--- begin Dataset content ---

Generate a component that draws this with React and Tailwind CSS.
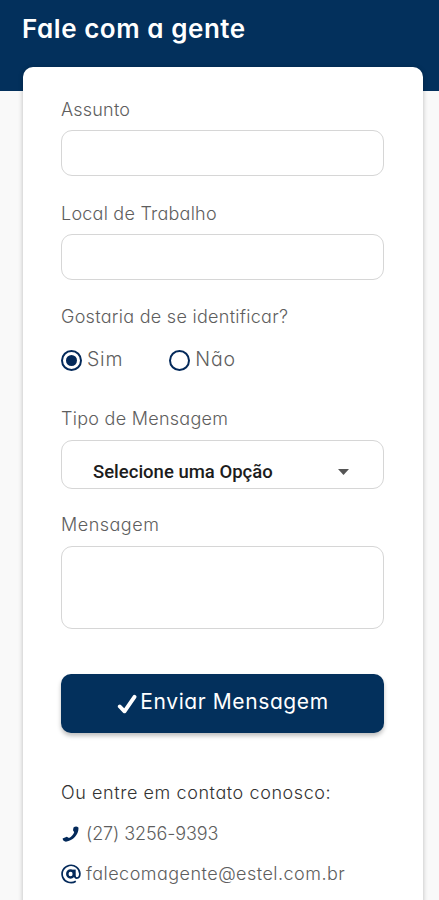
import { useState } from 'react'

const inputClass = 'block w-[323px] border border-[#d6d6d6] rounded-[11px] bg-white outline-none px-4'

function Label({ className = '', children }) {
  return <span className={`block h-6 leading-6 text-[18px] font-light text-[#5e5e5e] whitespace-nowrap ${className}`}>{children}</span>
}

function Radio({ checked, onClick, children }) {
  return (
    <button type="button" onClick={onClick} className="flex items-center gap-[5px]">
      <span className="mt-[5px] w-[21px] h-[21px] rounded-full border-2 border-[#03295a] flex items-center justify-center">
        {checked && <span className="block w-[11px] h-[11px] rounded-full bg-[#03295a]" />}
      </span>
      <span className="leading-6 pt-px text-[19.5px] font-light text-[#5e5e5e] tracking-[0.8px]">{children}</span>
    </button>
  )
}

function CheckIcon() {
  return (
    <svg width="20" height="20" viewBox="0 0 20 20" className="mt-1" fill="none" stroke="currentColor" strokeWidth="3.900" strokeLinecap="round" strokeLinejoin="round">
      <path d="M2.800 12.500l4.700 4.800L17.500 2.800" />
    </svg>
  )
}

function PhoneIcon() {
  return (
    <svg width="17" height="17" viewBox="0 0 17 17" fill="#03295a">
      <path d="M11.500 1.500q2.500-1.700 4.900-.1c.8 6-4.800 13.500-12.500 14.300C2 15.600.8 14.300.6 12.600l4.200-1.900 2.200 1.300c2.500-1.200 4.300-3.200 5.200-5.700L11 4.200z" />
    </svg>
  )
}

function AtIcon() {
  return (
    <svg width="20" height="20" viewBox="0 0 20 20" fill="none" stroke="#03295a">
      <path strokeWidth="1.700" d="M14.800 17.300A8.900 8.700 0 1 1 18.900 9.600c0 2.900-1.400 4.500-3.100 4.500-1.400 0-2-.8-2-2.300" />
      <path strokeWidth="2.800" d="M13.300 5.600v7.200" />
      <ellipse cx="9.600" cy="9.900" rx="3.300" ry="3.500" strokeWidth="2.500" />
    </svg>
  )
}

export default function App() {
  const [identify, setIdentify] = useState(true)

  return (
    <div className="h-[900px] overflow-hidden bg-[#f9f9f9] font-['Inter',sans-serif] [font-feature-settings:'cv11']">
      <header className="h-[91px] bg-[#03305c] pl-[22px] pt-[13px]">
        <h1 className="leading-8 text-[26px] font-semibold text-white whitespace-nowrap tracking-[0.55px]">Fale com a gente</h1>
      </header>
      <main className="relative -mt-6 ml-[23px] w-[400px] h-[860px] rounded-[10px] bg-white px-[38px] pt-[31px] shadow-[0_1px_5px_rgba(0,0,0,0.25)]">
        <Label className="tracking-[0.2px]">Assunto</Label>
        <input className={`${inputClass} mt-2 h-[46px]`} />

        <Label className="mt-[26px] tracking-[0.23px]">Local de Trabalho</Label>
        <input className={`${inputClass} mt-2 h-[46px]`} />

        <Label className="mt-[25px] tracking-[0.28px]">Gostaria de se identificar?</Label>
        <div className="mt-[17px] h-6 flex items-center gap-[46px]">
          <Radio checked={identify} onClick={() => setIdentify(true)}>Sim</Radio>
          <Radio checked={!identify} onClick={() => setIdentify(false)}>Não</Radio>
        </div>

        <Label className="mt-[37px] tracking-[0.27px]">Tipo de Mensagem</Label>
        <button type="button" className={`${inputClass} mt-[9px] h-[49px] flex items-center justify-between pl-[31px] pr-[34px] pt-[15px]`}>
          <span className="font-['Roboto',sans-serif] text-[18.5px] leading-6 font-medium text-[#1c1c1c] whitespace-nowrap">Selecione uma Opção</span>
          <svg width="11" height="6" viewBox="0 0 11 6" fill="#555"><path d="M0 0h11L5.500 6z" /></svg>
        </button>

        <Label className="mt-6 tracking-[0.5px]">Mensagem</Label>
        <textarea className={`${inputClass} mt-[9px] h-[83px] resize-none`} />

        <button type="button" className="mt-[45px] w-[323px] h-[59px] rounded-[10px] bg-[#03305c] text-white flex items-center justify-center gap-[3px] pb-1 pl-px shadow-[0_3px_4px_rgba(0,0,0,0.25)]">
          <CheckIcon />
          <span className="text-[21px] leading-7 whitespace-nowrap tracking-[0.6px]">Enviar Mensagem</span>
        </button>

        <p className="mt-12 leading-6 text-[18px] font-light text-[#333] whitespace-nowrap tracking-[0.58px]">Ou entre em contato conosco:</p>
        <div className="mt-[17px] h-6 flex items-center gap-[7px]">
          <span className="ml-px"><PhoneIcon /></span>
          <Label className="tracking-[-0.1px]">(27) 3256-9393</Label>
        </div>
        <div className="mt-4 h-6 flex items-center gap-[5px]">
          <AtIcon />
          <Label className="tracking-[0.47px]">falecomagente@estel.com.br</Label>
        </div>
      </main>
    </div>
  )
}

--- end Dataset content ---

* **To be done**: Exactly as they appear, print the lines of the listing above from its first line through the line that contains "const inputClass = 'block", minus the pictures.

* **Reply to the exercise**:
Generate a component that draws this with React and Tailwind CSS.
import { useState } from 'react'

const inputClass = 'block w-[323px] border border-[#d6d6d6] rounded-[11px] bg-white outline-none px-4'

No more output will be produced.